Research

The Myth of Consensus

A team meeting wraps up with quick agreement and no objections. Everyone nods. The conversation moves on. It looks like alignment, but often, it’s not.

The myth of consensus is this: if no one objects, the team must be aligned.
In reality, fast agreement often signals a missing conversation, not genuine clarity.

What’s Actually Going On

When teams are highly engaged, it’s easy to confuse participation with alignment. But discussion isn’t the same as decision-making. A group can exchange great ideas and still walk away misaligned.

Psychologist Irving Janis called this groupthink: a dynamic where social cohesion suppresses dissent, creating the illusion of agreement. Similarly, the Abilene Paradox describes teams that commit to plans no one truly supports, because each person assumes others are in favor.

What’s missing? Clear framing, explicit trade-offs, and confirmed shared understanding.

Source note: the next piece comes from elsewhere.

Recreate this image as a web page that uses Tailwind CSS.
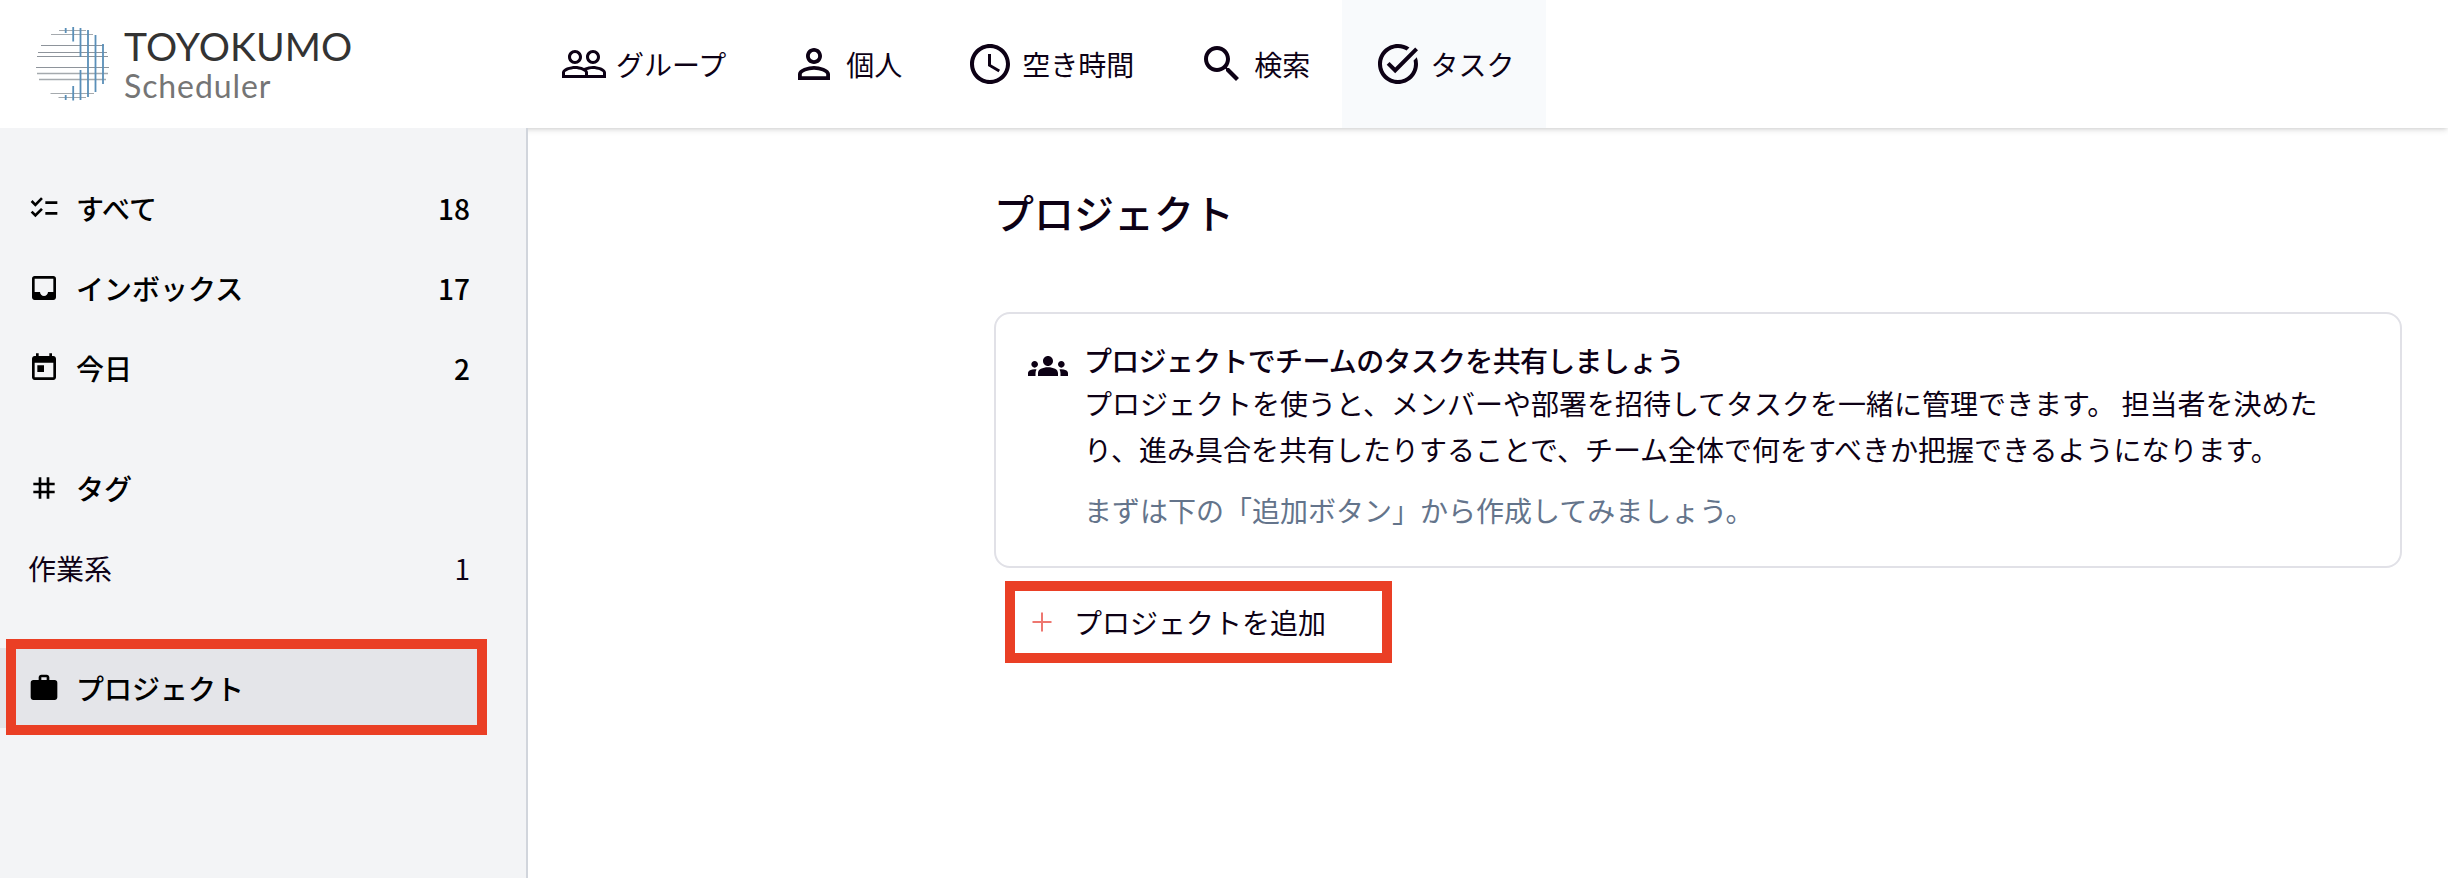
<!DOCTYPE html>
<html lang="ja">

<head>
    <meta charset="UTF-8">
    <meta name="viewport" content="width=device-width, initial-scale=1.0">
    <title>TOYOKUMO Scheduler</title>
    <script src="https://cdn.jsdelivr.net/npm/@tailwindcss/browser@4"></script>
</head>

<body class="h-[878px] overflow-hidden bg-white font-['Noto_Sans_CJK_JP',sans-serif] text-[28px] text-[#0d0115]">
    <div class="flex h-full flex-col">
        <header class="flex h-32 shrink-0 bg-white shadow-[0_2px_6px_rgba(0,0,0,0.12),0_2px_4px_-2px_rgba(0,0,0,0.12)]">
            <a href="#" class="flex w-[528px] items-start pl-9 pt-[27px]">
                <svg class="h-[74px] w-[73px] shrink-0" viewBox="36 27 73 74" fill="none">
                    <g stroke="#8e949b" stroke-width="1">
                        <path d="M59 30.5H86M51 34.5H93M50.5 93.5H94M58.5 97.5H86" stroke="#a5aaae" />
                        <path d="M41 45.5H104M38 52.5H107M37 56.5H108M36 67.5H109" />
                        <path d="M37 73.5H108M39 79.5H106" stroke="#a5aaae" stroke-width="1.5" />
                    </g>
                    <path stroke="#5a8fb8" stroke-width="1.8"
                        d="M65.7 28v5M65.7 95v5M73.2 27v14.5M73.2 86v14.5M80.5 28v29M80.5 70v30M88 30v67M95.5 35v57M103 44v40" />
                </svg>
                <div class="flex flex-col pl-[15px] font-['Lato',sans-serif]">
                    <span class="h-[38px] text-[39px] leading-[38px] tracking-[0.1px] text-[#333]">TOYOKUMO</span>
                    <span class="text-[32px] leading-[42px] tracking-[0.9px] text-[#757575]">Scheduler</span>
                </div>
            </a>
            <nav class="flex">
                <a href="#" class="flex items-center gap-2 px-8">
                    <svg class="size-12" viewBox="0 0 24 24" fill="currentColor">
                        <path d="M16.5 13c-1.2 0-3.07.34-4.5 1-1.43-.67-3.3-1-4.5-1C5.33 13 1 14.08 1 16.25V19h22v-2.75c0-2.17-4.33-3.25-6.5-3.25zm-4 4.5h-10v-1.25c0-.54 2.56-1.75 5-1.75s5 1.21 5 1.75v1.25zm9 0H14v-1.25c0-.46-.2-.86-.52-1.22.88-.3 1.96-.53 3.02-.53 2.44 0 5 1.21 5 1.75v1.25zM7.5 12c1.93 0 3.5-1.57 3.5-3.5S9.43 5 7.5 5 4 6.57 4 8.5 5.57 12 7.5 12zm0-5.5c1.1 0 2 .9 2 2s-.9 2-2 2-2-.9-2-2 .9-2 2-2zm9 5.5c1.93 0 3.5-1.57 3.5-3.5S18.43 5 16.5 5 13 6.57 13 8.5s1.57 3.5 3.5 3.5zm0-5.5c1.1 0 2 .9 2 2s-.9 2-2 2-2-.9-2-2 .9-2 2-2z" />
                    </svg>
                    <span>グループ</span>
                </a>
                <a href="#" class="flex items-center gap-2 px-8">
                    <svg class="size-12" viewBox="0 0 24 24" fill="currentColor">
                        <path d="M12 5.9c1.16 0 2.1.94 2.1 2.1s-.94 2.1-2.1 2.1S9.9 9.16 9.9 8s.94-2.1 2.1-2.1m0 9c2.97 0 6.1 1.46 6.1 2.1v1.1H5.9V17c0-.64 3.13-2.1 6.1-2.1M12 4C9.79 4 8 5.79 8 8s1.79 4 4 4 4-1.79 4-4-1.79-4-4-4zm0 9c-2.67 0-8 1.34-8 4v3h16v-3c0-2.66-5.33-4-8-4z" />
                    </svg>
                    <span>個人</span>
                </a>
                <a href="#" class="flex items-center gap-2 px-8">
                    <svg class="size-12" viewBox="0 0 24 24" fill="currentColor">
                        <path d="M11.99 2C6.47 2 2 6.48 2 12s4.47 10 9.99 10C17.52 22 22 17.52 22 12S17.52 2 11.99 2zM12 20c-4.42 0-8-3.58-8-8s3.58-8 8-8 8 3.58 8 8-3.58 8-8 8zm.5-13H11v6l5.25 3.15.75-1.23-4.5-2.67z" />
                    </svg>
                    <span>空き時間</span>
                </a>
                <a href="#" class="flex items-center gap-2 px-8">
                    <svg class="size-12" viewBox="0 0 24 24" fill="currentColor">
                        <path d="M15.5 14h-.79l-.28-.27C15.41 12.59 16 11.11 16 9.5 16 5.91 13.09 3 9.5 3S3 5.91 3 9.5 5.91 16 9.5 16c1.61 0 3.09-.59 4.23-1.57l.27.28v.79l5 4.99L20.49 19l-4.99-5zm-6 0C7.01 14 5 11.99 5 9.5S7.01 5 9.5 5 14 7.01 14 9.5 11.99 14 9.5 14z" />
                    </svg>
                    <span>検索</span>
                </a>
                <a href="#" class="flex items-center gap-2 bg-[#f8fafc] px-8">
                    <svg class="size-12" viewBox="0 0 24 24" fill="currentColor">
                        <path d="M22 5.18 10.59 16.6l-4.24-4.24 1.41-1.41 2.83 2.83 10-10L22 5.18zm-2.21 5.04c.13.57.21 1.17.21 1.78 0 4.42-3.58 8-8 8s-8-3.58-8-8 3.58-8 8-8c1.58 0 3.04.46 4.28 1.25l1.44-1.44C16.1 2.67 14.13 2 12 2 6.48 2 2 6.48 2 12s4.48 10 10 10 10-4.48 10-10c0-1.19-.22-2.33-.6-3.39l-1.61 1.61z" />
                    </svg>
                    <span>タスク</span>
                </a>
            </nav>
        </header>

        <div class="flex min-h-0 flex-1">
            <aside class="relative w-[528px] shrink-0 border-r-2 border-gray-300 bg-gray-100 pt-10">
                <ul class="w-[480px] font-medium text-black">
                    <li class="flex h-20 items-center gap-4 pl-7 pr-[10px]">
                        <svg class="size-8" viewBox="0 0 24 24" fill="currentColor">
                            <path d="M22 7h-9v2h9V7zm0 8h-9v2h9v-2zM5.54 11 2 7.46l1.41-1.41 2.12 2.12 4.24-4.24 1.41 1.41L5.54 11zm0 8L2 15.46l1.41-1.41 2.12 2.12 4.24-4.24 1.41 1.41L5.54 19z" />
                        </svg>
                        <span class="flex-1">すべて</span>
                        <span>18</span>
                    </li>
                    <li class="flex h-20 items-center gap-4 pl-7 pr-[10px]">
                        <svg class="size-8" viewBox="0 0 24 24" fill="currentColor">
                            <path d="M19 3H4.99c-1.11 0-1.98.89-1.98 2L3 19c0 1.1.88 2 1.99 2H19c1.1 0 2-.9 2-2V5c0-1.11-.9-2-2-2zm0 12h-4c0 1.66-1.35 3-3 3s-3-1.34-3-3H4.99V5H19v10z" />
                        </svg>
                        <span class="flex-1">インボックス</span>
                        <span>17</span>
                    </li>
                    <li class="flex h-20 items-center gap-4 pl-7 pr-[10px]">
                        <svg class="size-8" viewBox="0 0 24 24" fill="currentColor">
                            <path d="M19 3h-1V1h-2v2H8V1H6v2H5c-1.11 0-1.99.9-1.99 2L3 19c0 1.1.89 2 2 2h14c1.1 0 2-.9 2-2V5c0-1.1-.9-2-2-2zm0 16H5V8h14v11zM7 10h5v5H7z" />
                        </svg>
                        <span class="flex-1">今日</span>
                        <span>2</span>
                    </li>
                    <li class="mt-10 flex h-20 items-center gap-4 pl-7">
                        <svg class="size-8" viewBox="0 0 24 24" fill="currentColor">
                            <path d="M20 10V8h-4V4h-2v4h-4V4H8v4H4v2h4v4H4v2h4v4h2v-4h4v4h2v-4h4v-2h-4v-4h4zm-6 4h-4v-4h4v4z" />
                        </svg>
                        <span>タグ</span>
                    </li>
                    <li class="flex h-20 items-center justify-between pl-7 pr-[10px] font-normal text-[#0d0115]">
                        <span>作業系</span>
                        <span>1</span>
                    </li>
                    <li class="relative mt-10 flex h-20 items-center gap-4 bg-[#e4e5e9] pl-7">
                        <svg class="size-8" viewBox="0 0 24 24" fill="currentColor">
                            <path d="M20 6h-4V4c0-1.11-.89-2-2-2h-4c-1.11 0-2 .89-2 2v2H4c-1.11 0-1.99.89-1.99 2L2 19c0 1.11.89 2 2 2h16c1.11 0 2-.89 2-2V8c0-1.11-.89-2-2-2zm-6 0h-4V4h4v2z" />
                        </svg>
                        <span>プロジェクト</span>
                        <div class="absolute -top-[9px] left-[6px] h-24 w-[481px] border-10 border-[#ea3f25]"></div>
                    </li>
                </ul>
            </aside>

            <main class="flex-1 pl-[466px] pr-[46px] pt-[54px]">
                <h1 class="text-[40px] leading-[60px] font-medium">プロジェクト</h1>
                <section class="mt-[70px] flex h-64 gap-4 rounded-2xl border-2 border-[#e1e1e7] pl-8 pr-14 pt-[25px]">
                    <svg class="mt-[7px] size-10 shrink-0" viewBox="0 0 24 24" fill="currentColor">
                        <path d="M12 12.75c1.63 0 3.07.39 4.24.9 1.08.48 1.76 1.56 1.76 2.73V18H6v-1.61c0-1.18.68-2.26 1.76-2.73 1.17-.52 2.61-.91 4.24-.91zM4 13c1.1 0 2-.9 2-2s-.9-2-2-2-2 .9-2 2 .9 2 2 2zm1.13 1.1c-.37-.06-.74-.1-1.13-.1-.99 0-1.93.21-2.78.58C.48 14.9 0 15.62 0 16.43V18h4.5v-1.61c0-.83.23-1.61.63-2.29zM20 13c1.1 0 2-.9 2-2s-.9-2-2-2-2 .9-2 2 .9 2 2 2zm4 3.43c0-.81-.48-1.53-1.22-1.85-.85-.37-1.79-.58-2.78-.58-.39 0-.76.04-1.13.1.4.68.63 1.46.63 2.29V18H24v-1.57zM12 6c1.66 0 3 1.34 3 3s-1.34 3-3 3-3-1.34-3-3 1.34-3 3-3z" />
                    </svg>
                    <div>
                        <h2 class="leading-[42px] font-medium tracking-tight">プロジェクトでチームのタスクを共有しましょう</h2>
                        <p class="leading-[45.5px]">プロジェクトを使うと、メンバーや部署を招待してタスクを一緒に管理できます。 担当者を決めた<br>り、進み具合を共有したりすることで、チーム全体で何をすべきか把握できるようになります。</p>
                        <p class="mt-4 leading-[45.5px] text-[#64748b]">まずは下の「追加ボタン」から作成してみましょう。</p>
                    </div>
                </section>
                <button class="ml-[11px] mt-[13px] flex h-[82px] w-[387px] items-center gap-[22px] border-10 border-[#ea3f25] pl-[17px]">
                    <svg class="size-5" viewBox="0 0 20 20" fill="none" stroke="#ee7770" stroke-width="2">
                        <path d="M10 .5v19M.5 10h19" />
                    </svg>
                    <span>プロジェクトを追加</span>
                </button>
            </main>
        </div>
    </div>
</body>

</html>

Behavioral Signs of False Consensus

You might be seeing false consensus if:

  • Decisions aren’t named: Someone suggests a next step, and the group nods, but no one says, “Let’s decide.”
  • Trade-offs stay implicit: The team never says, “We’ll do X, which means not doing Y.”
  • Lots of input, no synthesis: Ideas fly, but no one summarizes or checks what’s sticking.
  • Follow-ups reopen topics: The same issue resurfaces in communication channels or stand-ups.
  • People execute different versions: Each person walks away with a different understanding of what “yes” meant.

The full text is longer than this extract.